Chaque année, des milliers d'Allemands se convertissent à l'islam [ils étaient 4 000 en 2006]. Cela a toujours été le cas, et il n'y a pas là matière à s'inquiéter, même si ce nombre croît depuis quelque temps. En revanche, on peut trouver peu rassurant le fait que parmi les djihadistes qui partent d'Allemagne pour se battre - ou, comme les personnes incarcérées mardi, qui veulent porter la guerre en Allemagne même - on trouve de plus en plus de convertis. Parfois, ces derniers sautent même l'étape intermédiaire d'un islam modéré et se convertissent directement à l'islamisme, dans des mosquées et des centres extrémistes, inspirés par des sites Internet germanophones, influencés par des islamistes idéologiquement endurcis qui présentent leurs enseignements comme étant tirés du Coran. On connaît encore mal ce qui séduit véritablement dans l'idéologie islamiste, mais l'intégration au sein d'une communauté de conjurés joue vraisemblablement un rôle, tout autant qu'une attitude fondamentalement antiaméricaine.

A Ulm et Neu-Ulm [deux villes jumelles du sud de l'Allemagne], le milieu inspiré par le djihad est vivace. La cellule démantelée mardi y était liée. Fouad Hussein, spécialiste jordanien du terrorisme et expert des mouvements djihadistes, suit cette évolution avec inquiétude. "Ce phénomène va se multiplier", nous dit-il. Les convertis munis de papiers occidentaux ont une grande valeur pour les groupes terroristes parce qu'ils peuvent voyager sans restriction et n'éveillent pas automatiquement les soupçons. Leur intérêt ne s'arrête pas là. "On trouve dès à présent des convertis qui ne rendent pas publique leur conversion afin de rester camouflés", explique Hussein en citant des sources proches de la mouvance islamiste. "Ils mangent du porc, vont à l'église, ont des petites amies. Personne ne sait qui ils sont jusqu'à ce qu'ils frappent." Selon Fouad Hussein, l'élection d'Angela Merkel à la chancellerie est l'une des raisons du durcissement de l'hostilité à l'égard de l'Allemagne. Ce qui serait parfaitement illogique, car si son prédécesseur Gerhard Schröder s'était effectivement opposé à la guerre en Irak, il avait approuvé l'intervention en Afghanistan. Mais quelques réseaux partageraient la conviction que l'Allemagne se serait désormais rapprochée des Etats-Unis. Ce qui doit être puni.

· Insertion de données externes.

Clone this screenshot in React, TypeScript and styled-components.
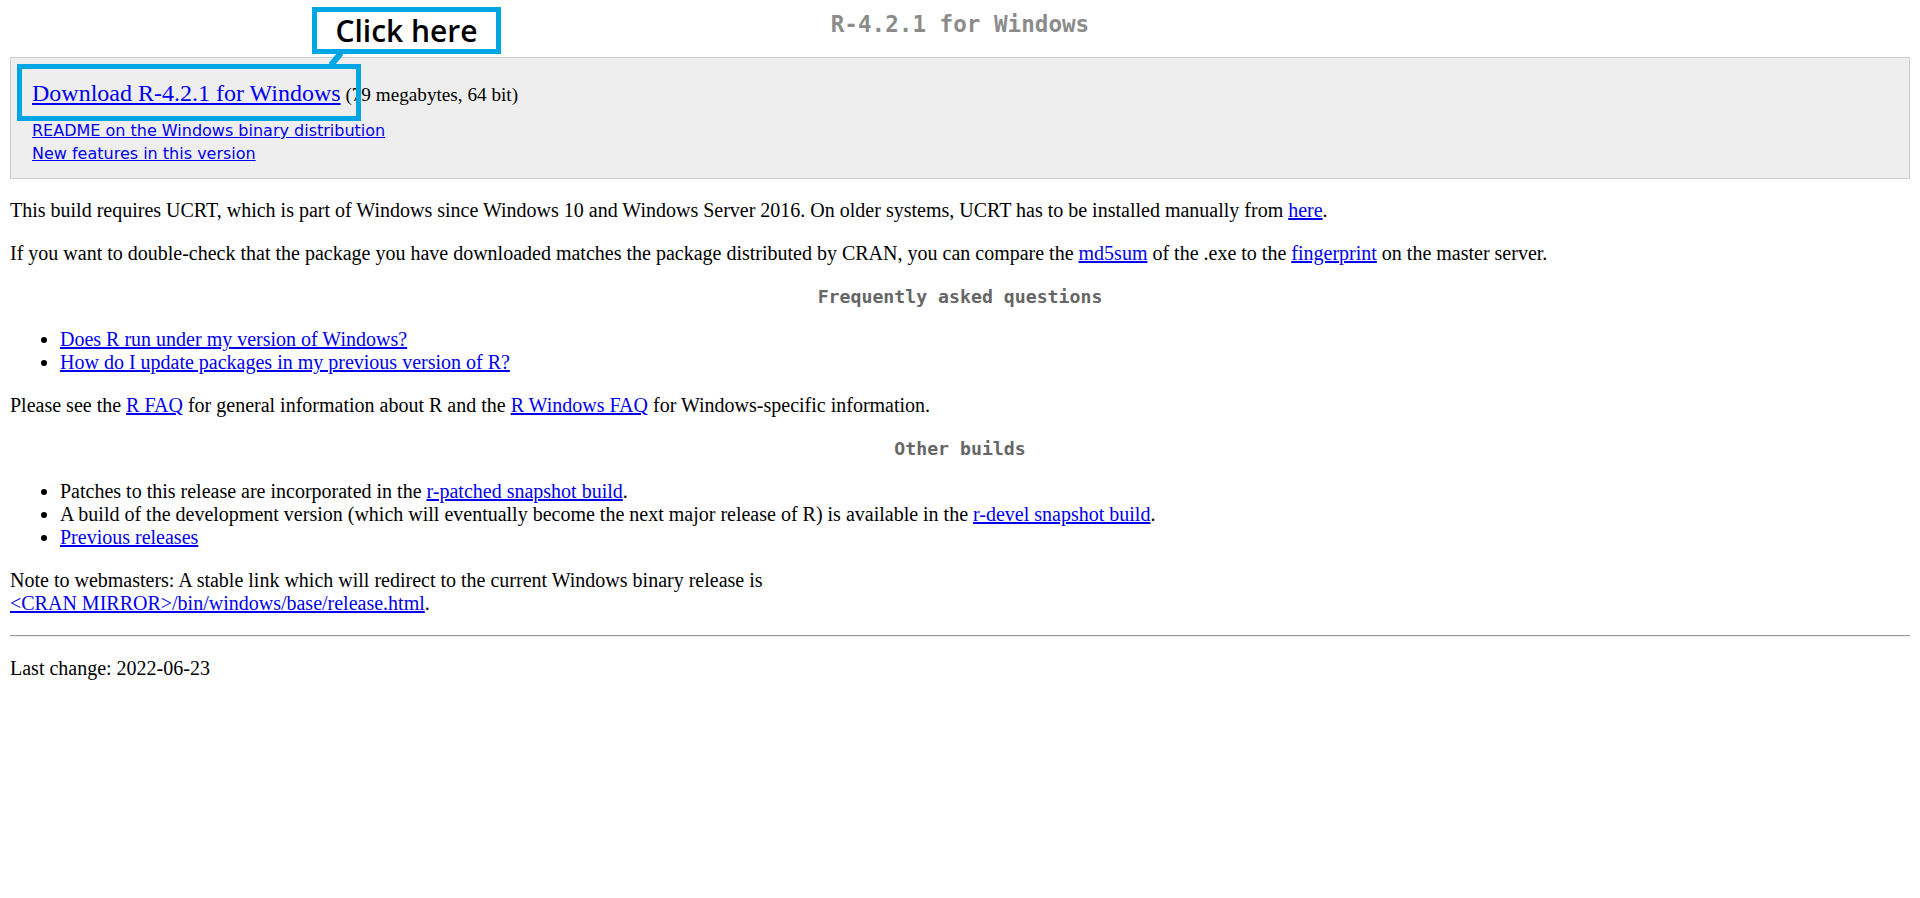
import styled, { createGlobalStyle } from 'styled-components';

const GlobalStyle = createGlobalStyle`
  html, body {
    margin: 0;
    background: #ffffff;
  }
  body {
    font-family: 'Liberation Serif', 'Times New Roman', serif;
    font-size: 20px;
    color: #000000;
  }
`;

const Page = styled.div`
  position: relative;
  padding: 10px;
`;

const Title = styled.h1`
  margin: 0 0 19px;
  font-family: 'DejaVu Sans Mono', monospace;
  font-size: 22.6px;
  font-weight: bold;
  line-height: 28px;
  color: #8c8c8c;
  text-align: center;
`;

const DownloadPanel = styled.div`
  display: flex;
  flex-direction: column;
  gap: 11px;
  padding: 22px 21px 13px;
  background: #eeeeee;
  border: 1px solid #cccccc;
`;

const DownloadRow = styled.div`
  line-height: 27px;
  font-size: 19.2px;
`;

const BigLink = styled.a`
  font-size: 24px;
  color: #0000ee;
`;

const SideLinks = styled.div`
  display: flex;
  flex-direction: column;
  align-items: flex-start;
  line-height: 23px;
`;

const SansLink = styled.a`
  font-family: 'DejaVu Sans', Verdana, sans-serif;
  font-size: 16px;
  color: #0000ee;
`;

const Link = styled.a`
  color: #0000ee;
`;

const Paragraph = styled.p`
  margin: 20px 0;
  line-height: 23px;
`;

const SectionHeading = styled.h3`
  margin: 19px 0 20px;
  font-family: 'DejaVu Sans Mono', monospace;
  font-size: 18.2px;
  font-weight: bold;
  line-height: 23px;
  color: #666666;
  text-align: center;
`;

const BulletList = styled.ul`
  margin: 20px 0;
  padding-left: 50px;
  line-height: 23px;
`;

const Rule = styled.hr`
  height: 0;
  margin: 19px 0 20px;
  border: none;
  border-top: 1px solid #9a9a9a;
  border-bottom: 1px solid #eeeeee;
`;

/* annotation drawn over the page */
const Callout = styled.div`
  position: absolute;
  left: 312px;
  top: 7px;
  width: 189px;
  height: 47px;
  box-sizing: border-box;
  display: flex;
  align-items: center;
  justify-content: center;
  border: 5px solid #00a6e3;
  background: #ffffff;
  font-family: 'Open Sans', 'Noto Sans', sans-serif;
  font-size: 30px;
  font-weight: 600;
  color: #000000;
  line-height: 1;
`;

const Highlight = styled.div`
  position: absolute;
  left: 17px;
  top: 64px;
  width: 344px;
  height: 57px;
  box-sizing: border-box;
  border: 5px solid #00a6e3;
  pointer-events: none;
`;

const Tail = styled.svg`
  position: absolute;
  left: 320px;
  top: 50px;
`;

export default function App() {
  return (
    <Page>
      <GlobalStyle />
      <Title>R-4.2.1 for Windows</Title>

      <DownloadPanel>
        <DownloadRow>
          <BigLink href="#">Download R-4.2.1 for Windows</BigLink> (79 megabytes, 64 bit)
        </DownloadRow>
        <SideLinks>
          <SansLink href="#">README on the Windows binary distribution</SansLink>
          <SansLink href="#">New features in this version</SansLink>
        </SideLinks>
      </DownloadPanel>

      <Paragraph>
        This build requires UCRT, which is part of Windows since Windows 10 and Windows Server 2016. On
        older systems, UCRT has to be installed manually from <Link href="#">here</Link>.
      </Paragraph>
      <Paragraph>
        If you want to double-check that the package you have downloaded matches the package distributed by
        CRAN, you can compare the <Link href="#">md5sum</Link> of the .exe to the{' '}
        <Link href="#">fingerprint</Link> on the master server.
      </Paragraph>

      <SectionHeading>Frequently asked questions</SectionHeading>
      <BulletList>
        <li>
          <Link href="#">Does R run under my version of Windows?</Link>
        </li>
        <li>
          <Link href="#">How do I update packages in my previous version of R?</Link>
        </li>
      </BulletList>
      <Paragraph>
        Please see the <Link href="#">R FAQ</Link> for general information about R and the{' '}
        <Link href="#">R Windows FAQ</Link> for Windows-specific information.
      </Paragraph>

      <SectionHeading>Other builds</SectionHeading>
      <BulletList>
        <li>
          Patches to this release are incorporated in the <Link href="#">r-patched snapshot build</Link>.
        </li>
        <li>
          A build of the development version (which will eventually become the next major release of R) is
          available in the <Link href="#">r-devel snapshot build</Link>.
        </li>
        <li>
          <Link href="#">Previous releases</Link>
        </li>
      </BulletList>
      <Paragraph>
        Note to webmasters: A stable link which will redirect to the current Windows binary release is
        <br />
        <Link href="#">&lt;CRAN MIRROR&gt;/bin/windows/base/release.html</Link>.
      </Paragraph>

      <Rule />
      <Paragraph>Last change: 2022-06-23</Paragraph>

      <Highlight />
      <Tail width="30" height="18" viewBox="0 0 30 18">
        <line x1="11" y1="15" x2="21" y2="3" stroke="#00a6e3" strokeWidth="6" />
      </Tail>
      <Callout>Click here</Callout>
    </Page>
  );
}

En fait, il semblerait que l'Allemagne fasse l'objet d'une fixation croissante à cause de son engagement en Afghanistan. Lors du récent enlèvement d'Hannelore et Sinan K. en Irak, les ravisseurs ont réclamé le retrait de la Bundeswehr. Au printemps, le "Front des médias islamiques mondiaux", dans une vidéo destinée à l'Allemagne et l'Autriche, a brandi la menace d'attentats dans les deux pays s'ils ne quittaient pas l'Afghanistan. On découvrira peut-être que Fritz G., Daniel S. et Adem Y. avaient un motif comparable. Certes, on commémore la semaine prochaine les attentats du 11 septembre 2001, mais d'après les enquêteurs, il est possible que la cellule n'ait pas voulu frapper à cause de cette date, mais plutôt parce que la mission en Afghanistan devrait bientôt être prolongée par un vote au Bundestag. Quoi qu'il en soit, on ne sait toujours pas avec certitude si ces terroristes présumés agissaient de leur propre chef ou sous les ordres d'un commanditaire. Une chose est sûre : ces derniers mois, les trois hommes ont communiqué avec une personnalité de la "Islamic Jihad Union" (IJU), groupe terroriste ouzbek de plus en plus actif au Pakistan. Depuis quelque temps, l'IJU tente de frapper en Allemagne, visant en particulier des intérêts israéliens et américains. Le cadre de l'IJU aurait-il donné des conseils à titre privé ? L'IJU, voire Al-Qaida, aurait-il revendiqué l'attentat s'il avait eu lieu ? D'où venait le financement ? Par quel intermédiaire les trois hommes se sont-ils rendus dans des camps d'entraînement au Pakistan en 2006 ? A qui appartenaient ces camps ? Sept ans après le 11 septembre, le djihadisme est plus flou que jamais. Rarement, la piste remonte jusqu'aux chefs d'Al-Qaida. De plus en plus souvent, ce sont des individus apparemment isolés qui se chargent de la logistique. C'est ainsi qu'Al-Qaida a pu survivre, tout en perdant le contrôle des réseaux. Il ne faudra pas s'étonner si, finalement, dans cette affaire-là aussi, on ne pourra condamner que les poseurs de bombes, et pas les commanditaires. De plus en plus souvent, ces derniers restent dans l'ombre.